Thursday, July 28th, 2005
12:32 am
Andy came to my house and surprised me at 10 tonight. :) That made me smile, cuz I was all read to spend the entire day watching tv, but instead I got to see Andy.
Two more days of work then the weekend. I don't really have anything exciting to write, except that everyone from ebay should hurry up and send me all the stuff i've bid on and won recently.
Think its bedtime.

(2 fell out of reach |defy gravity)

Wednesday, July 20th, 2005
3:23 am
Grr, want to be tired...But I just can't be. I have lots of things to do tomorrow seeing as its my only day off till the weekend and would like to get up early to have all of these things happen and be able to have some fun as well.
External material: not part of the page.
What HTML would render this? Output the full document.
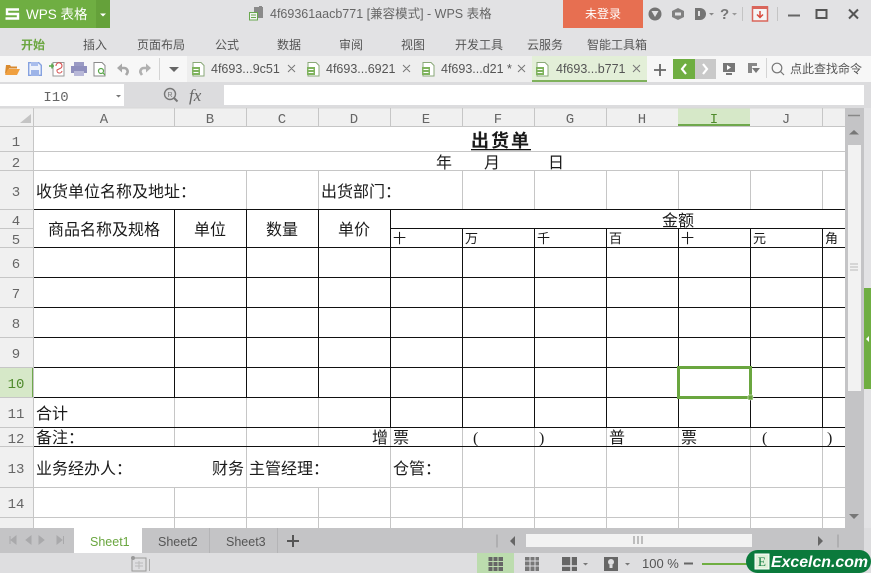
<!DOCTYPE html>
<html lang="zh-CN"><head><meta charset="utf-8"><style>
html,body{margin:0;padding:0;background:#e2e2e4}
svg{display:block}
.s{font-family:"Liberation Sans","Noto Sans CJK SC",sans-serif}
.c{font-family:"Liberation Serif","WenQuanYi Zen Hei","Noto Sans CJK SC",sans-serif;font-size:16px;fill:#1a1a1a}
.m{font-family:"Liberation Mono",monospace;fill:#666;font-size:14px;text-anchor:middle}
.rb{font-family:"Liberation Sans","Noto Sans CJK SC",sans-serif;font-size:12px;fill:#555}
.tab{font-family:"Liberation Sans",sans-serif;font-size:12.5px;fill:#555}
.st{font-family:"Liberation Sans",sans-serif;font-size:12.5px;fill:#555}
.g line{stroke:#c6c6c6;stroke-width:1}
.k line{stroke:#111;stroke-width:1}
</style></head><body>
<svg width="871" height="573" viewBox="0 0 871 573" xmlns="http://www.w3.org/2000/svg">
<rect width="871" height="573" fill="#e2e2e4"/>
<!-- title -->
<rect width="110" height="28" fill="#6fae42"/><rect x="96" width="14" height="28" fill="#65a13a"/>
<path d="M19 9.500H7v4.500h11v4.500H5.500" fill="none" stroke="#fff" stroke-width="2.400"/>
<text x="26" y="19" class="s" font-size="13.500" fill="#fff">WPS 表格</text>
<path d="M100 13.500h6l-3 3z" fill="#fff"/>
<path d="M254 7h5v-1h3v1h1v11h-9z" fill="#8a8a8a"/><rect x="249.500" y="12.500" width="8" height="7.500" fill="#f4f4f4" stroke="#6aa84f"/><path d="M251 15h5M251 17.500h5" stroke="#6aa84f"/>
<text x="270" y="18" class="s" font-size="12.500" fill="#666">4f69361aacb771 [兼容模式] - WPS 表格</text>
<rect x="563" width="80" height="28" fill="#e76f51"/>
<text x="585" y="18" class="s" font-size="12" fill="#fff">未登录</text>
<circle cx="655" cy="14" r="6.500" fill="#747474"/><path d="M651.500 11h7l-3.500 6z" fill="#e2e2e4"/>
<path d="M678 8l6 3v6l-6 3-6-3v-6z" fill="#808080"/><rect x="675" y="12.500" width="6" height="3" fill="#e2e2e4"/>
<path d="M695 8h5a6 6 0 0 1 0 12h-5z" fill="#747474"/><path d="M699 11v5" stroke="#e2e2e4" stroke-width="2"/><path d="M709 13h5l-2.500 2.500z" fill="#888"/>
<text x="720" y="19" class="s" font-size="15" font-weight="bold" fill="#777">?</text><path d="M732 13h5l-2.500 2.500z" fill="#999"/>
<path d="M742.500 7v14" stroke="#c4c4c4"/>
<rect x="752.500" y="7" width="15" height="14" fill="#f5f5f5" stroke="#d9655a" stroke-width="1.500"/><rect x="752" y="6" width="16" height="3" fill="#d9655a"/><path d="M760 11v6M757 14.500l3 3 3-3" fill="none" stroke="#d9483b" stroke-width="1.500"/>
<path d="M777.500 7v14" stroke="#c4c4c4"/>
<path d="M788 15.500h12" stroke="#666" stroke-width="2"/>
<rect x="816.500" y="10" width="10" height="8" fill="none" stroke="#555" stroke-width="2"/>
<path d="M849 9.500l9 9M858 9.500l-9 9" stroke="#555" stroke-width="2"/>
<!-- ribbon -->
<g class="rb"><text x="21" y="49" style="fill:#6aa63f;font-weight:bold">开始</text>
<text x="83" y="49">插入</text><text x="137" y="49">页面布局</text><text x="215" y="49">公式</text><text x="277" y="49">数据</text><text x="339" y="49">审阅</text><text x="401" y="49">视图</text><text x="455" y="49">开发工具</text><text x="527" y="49">云服务</text><text x="587" y="49">智能工具箱</text></g>
<!-- toolbar -->
<rect y="56" width="871" height="26" fill="#f7f7f7"/>
<rect x="187" y="56" width="345" height="26" fill="#eeeeee"/>
<rect x="647" y="56" width="224" height="26" fill="#f7f7f7"/>
<rect x="532" y="56" width="115" height="26" fill="#e3efd8"/><rect x="532" y="80" width="115" height="2" fill="#7fb15c"/>
<path d="M6 65h4l1 1.500h6v2H9l-2 5H5z" fill="#d98a2e"/><path d="M8 69h12l-3 6H5z" fill="#f0a040"/>
<path d="M28.700 62.700h10l2.600 2.600V75.300H28.700z" fill="#eef2fb" stroke="#86a2e0" stroke-width="1.400"/><rect x="31" y="62" width="7" height="4" fill="#a9bdec"/><rect x="31" y="70" width="8" height="6" fill="#9db4e8"/>
<path d="M53 62.500h11V76H53z" fill="#fff" stroke="#999"/><path d="M49 66h5M52 63.500v5" stroke="#5aa84a" stroke-width="1.500"/><path d="M56 66a3 3 0 1 1 5 2l-4 2a2.500 2.500 0 1 0 5 1" fill="none" stroke="#d64a4a"/>
<rect x="74" y="62" width="10" height="4" fill="#9a9ac4"/><rect x="71" y="66" width="16" height="7" fill="#8f8fbd"/><rect x="74" y="71" width="10" height="5" fill="#b8b8d8"/>
<path d="M94 62.500h8l3 3V76H94z" fill="#fff" stroke="#8a8a8a"/><circle cx="101" cy="71" r="2.500" fill="none" stroke="#5aa84a" stroke-width="1.200"/><path d="M103 73l2 2" stroke="#5aa84a" stroke-width="1.200"/>
<path d="M117 68l5-4.500v9z" fill="#a8a8a8"/><path d="M121 68h3a3.500 3.500 0 0 1 3 5.500l-1 1.500" fill="none" stroke="#a8a8a8" stroke-width="2.600"/>
<path d="M151 68l-5-4.500v9z" fill="#b0b0b0"/><path d="M147 68h-3a3.500 3.500 0 0 0-3 5.500l1 1.500" fill="none" stroke="#b0b0b0" stroke-width="2.600"/>
<path d="M159.500 58v22" stroke="#d4d4d4"/>
<path d="M169 67h10l-5 5z" fill="#666"/>
<g id="ti"><path d="M193 62.500h8l3 3V76h-11z" fill="#fff" stroke="#8aa878"/><rect x="192" y="67" width="8" height="8" fill="#7fb35e"/><path d="M193.500 69.500h5M193.500 72.500h5" stroke="#fff"/></g>
<use href="#ti" x="115"/><use href="#ti" x="230"/><use href="#ti" x="344"/>
<g class="tab"><text x="211" y="73">4f693...9c51</text><text x="326" y="73">4f693...6921</text><text x="441" y="73">4f693...d21 *</text><text x="556" y="73">4f693...b771</text></g>
<g stroke="#777" fill="none"><path d="M288 65l7 7M295 65l-7 7M403 65l7 7M410 65l-7 7M518 65l7 7M525 65l-7 7M633 65l7 7M640 65l-7 7"/></g>
<path d="M654 70h12M660 64v12" stroke="#666" stroke-width="1.800"/>
<rect x="673" y="59" width="22" height="20" fill="#6fae42"/><rect x="695" y="59" width="21" height="20" fill="#c9c9c9"/>
<path d="M686 64l-4 5 4 5" fill="none" stroke="#fff" stroke-width="2.200"/><path d="M703 64l4 5-4 5" fill="none" stroke="#fff" stroke-width="2.200"/>
<rect x="723" y="63" width="12" height="9" fill="#777"/><path d="M727 65l4 2.500-4 2.500z" fill="#fff"/><rect x="726" y="73" width="6" height="2" fill="#777"/>
<path d="M748 63h9v3h-5v7h-4z" fill="#888"/><path d="M752 68h8l-4 5z" fill="#777"/>
<path d="M766.500 58v20" stroke="#d4d4d4"/>
<circle cx="777" cy="68" r="4.800" fill="none" stroke="#777" stroke-width="1.200"/><path d="M780.500 71.500l3.500 3.500" stroke="#777" stroke-width="1.200"/>
<text x="790" y="73" class="s" font-size="12" fill="#555">点此查找命令</text>
<!-- formula -->
<rect y="82" width="871" height="26" fill="#dcdcde"/>
<rect y="84" width="124" height="22" fill="#fff"/><rect x="224" y="85" width="640" height="20" fill="#fff"/>
<text x="56" y="101" class="m">I10</text>
<path d="M116 95h5l-2.500 2.500z" fill="#777"/>
<circle cx="170" cy="94" r="5.500" fill="none" stroke="#777" stroke-width="1.400"/><path d="M174 98l3.500 3.500" stroke="#777" stroke-width="2"/><text x="170" y="97" font-size="7" text-anchor="middle" fill="#777" class="s">R</text>
<text x="189" y="101" font-family="Liberation Serif" font-style="italic" font-size="17" fill="#666">fx</text>
<!-- sheet -->
<rect y="108" width="845" height="420" fill="#fff"/>
<rect y="108" width="845" height="18" fill="#f0f0f0"/><rect y="126" width="33" height="402" fill="#f0f0f0"/>
<rect x="678" y="108" width="72" height="18" fill="#d6e8c8"/><rect x="678" y="124" width="72" height="2" fill="#6fa84c"/>
<rect y="368" width="33" height="30" fill="#d6e8c8"/><rect x="32" y="367" width="2" height="31" fill="#6fa84c"/>
<path d="M31 114v9H20z" fill="#c4c4c4"/>
<g class="g">
<line x1="0" x2="845" y1="108" y2="108" style="stroke:#d8d8d8"/>
<line x1="0" x2="845" y1="126.500" y2="126.500"/>
<line x1="33.500" x2="33.500" y1="108" y2="528"/>
<line x1="174.500" x2="174.500" y1="108" y2="126"/><line x1="246.500" x2="246.500" y1="108" y2="126"/><line x1="318.500" x2="318.500" y1="108" y2="126"/><line x1="390.500" x2="390.500" y1="108" y2="126"/><line x1="462.500" x2="462.500" y1="108" y2="126"/><line x1="534.500" x2="534.500" y1="108" y2="126"/><line x1="606.500" x2="606.500" y1="108" y2="126"/><line x1="822.500" x2="822.500" y1="108" y2="126"/>
<line x1="0" x2="845" y1="151.500" y2="151.500"/><line x1="0" x2="845" y1="170.500" y2="170.500"/><line x1="0" x2="845" y1="487.500" y2="487.500"/><line x1="0" x2="845" y1="517.500" y2="517.500"/>
<line x1="0" x2="33" y1="209.500" y2="209.500"/><line x1="0" x2="33" y1="228.500" y2="228.500"/><line x1="0" x2="33" y1="247.500" y2="247.500"/><line x1="0" x2="33" y1="277.500" y2="277.500"/><line x1="0" x2="33" y1="307.500" y2="307.500"/><line x1="0" x2="33" y1="337.500" y2="337.500"/><line x1="0" x2="33" y1="367.500" y2="367.500"/><line x1="0" x2="33" y1="397.500" y2="397.500"/><line x1="0" x2="33" y1="427.500" y2="427.500"/><line x1="0" x2="33" y1="446.500" y2="446.500"/>
<line x1="246.500" x2="246.500" y1="171" y2="209"/><line x1="318.500" x2="318.500" y1="171" y2="209"/><line x1="462.500" x2="462.500" y1="171" y2="209"/><line x1="534.500" x2="534.500" y1="171" y2="209"/><line x1="606.500" x2="606.500" y1="171" y2="209"/><line x1="678.500" x2="678.500" y1="171" y2="209"/><line x1="750.500" x2="750.500" y1="171" y2="209"/><line x1="822.500" x2="822.500" y1="171" y2="209"/>
<line x1="174.500" x2="174.500" y1="398" y2="446"/><line x1="246.500" x2="246.500" y1="398" y2="446"/><line x1="318.500" x2="318.500" y1="398" y2="446"/>
<line x1="390.500" x2="390.500" y1="428" y2="446"/><line x1="462.500" x2="462.500" y1="428" y2="446"/><line x1="534.500" x2="534.500" y1="428" y2="446"/><line x1="606.500" x2="606.500" y1="428" y2="446"/><line x1="678.500" x2="678.500" y1="428" y2="446"/><line x1="750.500" x2="750.500" y1="428" y2="446"/><line x1="822.500" x2="822.500" y1="428" y2="446"/>
<line x1="246.500" x2="246.500" y1="447" y2="487"/><line x1="390.500" x2="390.500" y1="447" y2="487"/><line x1="462.500" x2="462.500" y1="447" y2="487"/><line x1="534.500" x2="534.500" y1="447" y2="487"/><line x1="606.500" x2="606.500" y1="447" y2="487"/><line x1="678.500" x2="678.500" y1="447" y2="487"/><line x1="750.500" x2="750.500" y1="447" y2="487"/><line x1="822.500" x2="822.500" y1="447" y2="487"/>
<line x1="174.500" x2="174.500" y1="488" y2="528"/><line x1="246.500" x2="246.500" y1="488" y2="528"/><line x1="318.500" x2="318.500" y1="488" y2="528"/><line x1="390.500" x2="390.500" y1="488" y2="528"/><line x1="462.500" x2="462.500" y1="488" y2="528"/><line x1="534.500" x2="534.500" y1="488" y2="528"/><line x1="606.500" x2="606.500" y1="488" y2="528"/><line x1="678.500" x2="678.500" y1="488" y2="528"/><line x1="750.500" x2="750.500" y1="488" y2="528"/><line x1="822.500" x2="822.500" y1="488" y2="528"/>
</g>
<g class="k">
<line x1="34" x2="845" y1="209.500" y2="209.500"/><line x1="390" x2="845" y1="228.500" y2="228.500"/><line x1="34" x2="845" y1="247.500" y2="247.500"/>
<line x1="34" x2="845" y1="277.500" y2="277.500"/><line x1="34" x2="845" y1="307.500" y2="307.500"/><line x1="34" x2="845" y1="337.500" y2="337.500"/><line x1="34" x2="845" y1="367.500" y2="367.500"/><line x1="34" x2="845" y1="397.500" y2="397.500"/><line x1="34" x2="845" y1="427.500" y2="427.500"/><line x1="34" x2="845" y1="446.500" y2="446.500"/>
<line x1="174.500" x2="174.500" y1="209" y2="398"/><line x1="246.500" x2="246.500" y1="209" y2="398"/><line x1="318.500" x2="318.500" y1="209" y2="398"/><line x1="390.500" x2="390.500" y1="209" y2="428"/>
<line x1="462.500" x2="462.500" y1="228" y2="428"/><line x1="534.500" x2="534.500" y1="228" y2="428"/><line x1="606.500" x2="606.500" y1="228" y2="428"/><line x1="678.500" x2="678.500" y1="228" y2="428"/><line x1="750.500" x2="750.500" y1="228" y2="428"/><line x1="822.500" x2="822.500" y1="228" y2="428"/>
</g>
<rect x="678.500" y="367.500" width="72" height="30" fill="none" stroke="#6aa63f" stroke-width="3"/>
<rect x="748" y="395" width="5" height="5" fill="#6aa63f" stroke="#fff" stroke-width="0.500"/>
<!-- headers -->
<g class="m"><text x="104" y="123">A</text><text x="210" y="123">B</text><text x="282" y="123">C</text><text x="354" y="123">D</text><text x="426" y="123">E</text><text x="498" y="123">F</text><text x="570" y="123">G</text><text x="642" y="123">H</text><text x="714" y="123" style="fill:#4f8a2c">I</text><text x="786" y="123">J</text>
<text x="16" y="146">1</text><text x="16" y="167">2</text><text x="16" y="196">3</text><text x="16" y="225">4</text><text x="16" y="244">5</text><text x="16" y="268">6</text><text x="16" y="298">7</text><text x="16" y="328">8</text><text x="16" y="358">9</text><text x="16" y="388" style="fill:#4f8a2c">10</text><text x="16" y="418">11</text><text x="16" y="443">12</text><text x="16" y="473">13</text><text x="16" y="508">14</text></g>
<!-- cells -->
<g class="c">
<text x="471" y="147" style="font-size:18px;font-weight:bold;letter-spacing:2px">出货单</text><rect x="471" y="149" width="60" height="1.300" fill="#111"/>
<text x="436" y="168">年</text><text x="484" y="168">月</text><text x="548" y="168">日</text>
<text x="36" y="197">收货单位名称及地址：</text><text x="321" y="197">出货部门：</text>
<text x="48" y="235">商品名称及规格</text><text x="194" y="235">单位</text><text x="266" y="235">数量</text><text x="338" y="235">单价</text>
<text x="662" y="226">金额</text>
<g style="font-size:13px"><text x="393" y="243">十</text><text x="465" y="243">万</text><text x="537" y="243">千</text><text x="609" y="243">百</text><text x="681" y="243">十</text><text x="753" y="243">元</text><text x="825" y="243">角</text></g>
<text x="36" y="419">合计</text>
<text x="36" y="443">备注：</text><text x="372" y="443">增</text><text x="393" y="443">票</text>
<text x="473" y="443">(</text><text x="539" y="443">)</text><text x="609" y="443">普</text><text x="681" y="443">票</text><text x="762" y="443">(</text><text x="827" y="443">)</text>
<text x="36" y="474">业务经办人：</text><text x="212" y="474">财务</text><text x="249" y="474">主管经理：</text><text x="393" y="474">仓管：</text>
</g>
<!-- v scrollbar -->
<rect x="845" y="108" width="19" height="420" fill="#c4c4c6"/>
<rect x="848" y="145" width="13" height="246" fill="#f2f2f2"/>
<path d="M848 115.500h12" stroke="#888" stroke-width="1.500"/>
<path d="M854 130l-5 4.500h10z" fill="#777"/>
<path d="M849 514h10l-5 5z" fill="#777"/>
<path d="M850 264h8M850 267h8M850 270h8" stroke="#bbb"/>
<rect x="864" y="288" width="7" height="101" fill="#6fae42"/><path d="M869 336l-3 3 3 3z" fill="#fff"/>
<!-- sheet tabs -->
<rect y="528" width="864" height="25" fill="#c4c4c6"/>
<rect x="74" y="528" width="68" height="25" fill="#fff"/>
<path d="M10 536v8M16 536l-5 4 5 4zM31 536l-5 4 5 4zM39 536l5 4-5 4zM57 536l5 4-5 4zM63.500 536v8" fill="#a9a9ab" stroke="#a9a9ab"/>
<text x="90" y="546" class="st" style="fill:#6aa63f">Sheet1</text><text x="158" y="546" class="st">Sheet2</text><text x="226" y="546" class="st">Sheet3</text>
<path d="M209.500 528v25M277.500 528v25" stroke="#b4b4b6"/>
<path d="M287 541h12M293 535v12" stroke="#555" stroke-width="2"/>
<path d="M497 534.500v13M838 534.500v13" stroke="#a8a8aa" stroke-width="1.500"/>
<path d="M515 536l-5 5 5 5zM818 536l5 5-5 5z" fill="#666"/>
<rect x="526" y="534" width="226" height="13" fill="#f2f2f2"/>
<path d="M634 536v8M638 536v8M642 536v8" stroke="#888"/>
<rect x="864" y="528" width="7" height="25" fill="#dcdcde"/>
<!-- status -->
<rect y="553" width="871" height="20" fill="#dedee0"/>
<rect x="132" y="558" width="14" height="13" fill="none" stroke="#999"/><path d="M135 563h8M135 566h8M139 561v8" stroke="#bbb"/><circle cx="133" cy="558" r="2" fill="#999"/><path d="M149.500 559v12" stroke="#aaa"/>
<rect x="477" y="553" width="37" height="20" fill="#bcdcae"/>
<g fill="#666"><rect x="488" y="557" width="15" height="4"/><rect x="488" y="562" width="15" height="4"/><rect x="488" y="567" width="15" height="4"/></g>
<path d="M488 557v14M493 557v14M498 557v14" stroke="#bcdcae"/>
<rect x="525" y="557" width="14" height="14" fill="#777"/><path d="M525 561h14M525 566h14M530 557v14M535 557v14" stroke="#dedee0"/>
<rect x="562" y="557" width="15" height="14" fill="#666"/><path d="M571 557v14M562 566h15" stroke="#dedee0" stroke-width="1.500"/><path d="M583 563h5l-2.500 2.500z" fill="#777"/>
<rect x="604" y="557" width="14" height="14" fill="#666"/><circle cx="611" cy="562" r="3" fill="#dedee0"/><rect x="609.500" y="565" width="3" height="3" fill="#dedee0"/><path d="M625 563h5l-2.500 2.500z" fill="#777"/>
<text x="642" y="568" class="st" style="font-size:13px">100 %</text>
<path d="M684 563.500h9" stroke="#666" stroke-width="2"/>
<path d="M702 564h50" stroke="#6fae42" stroke-width="2"/>
<!-- watermark -->
<rect x="746" y="550" width="125" height="23" rx="11.500" fill="#0b7a3c"/>
<rect x="755" y="554" width="14" height="15" fill="#dff0d8" stroke="#fff"/>
<text x="762" y="566" text-anchor="middle" font-family="Liberation Serif" font-size="13" fill="#0b7a3c">E</text>
<text x="771" y="567" font-family="Liberation Sans" font-weight="bold" font-style="italic" font-size="15.500" fill="#fff" textLength="97" lengthAdjust="spacingAndGlyphs">Excelcn.com</text>
</svg>
</body></html>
I guess I shall read some Harry Potter until my eyelids get heavy. Grruff.

(1 fell out of reach |defy gravity)

Tuesday, July 19th, 2005
7:05 pm
Things I've been thinking about at work: 1) some people should not be allowed out in public, perhaps there should be public licenses...a lot of people that buy ice cream wouldn't get one. They're rude and self-righteous. 2) I would like to ask some people if their children are the product of in-breeding, that would make me tremendously happy.
I have a new used dig cam from Jordo, so I will be able to post many pictures of myself posing :)
It's so hot that I wish the world didn't exist. I sweat when I walk to the bathroom.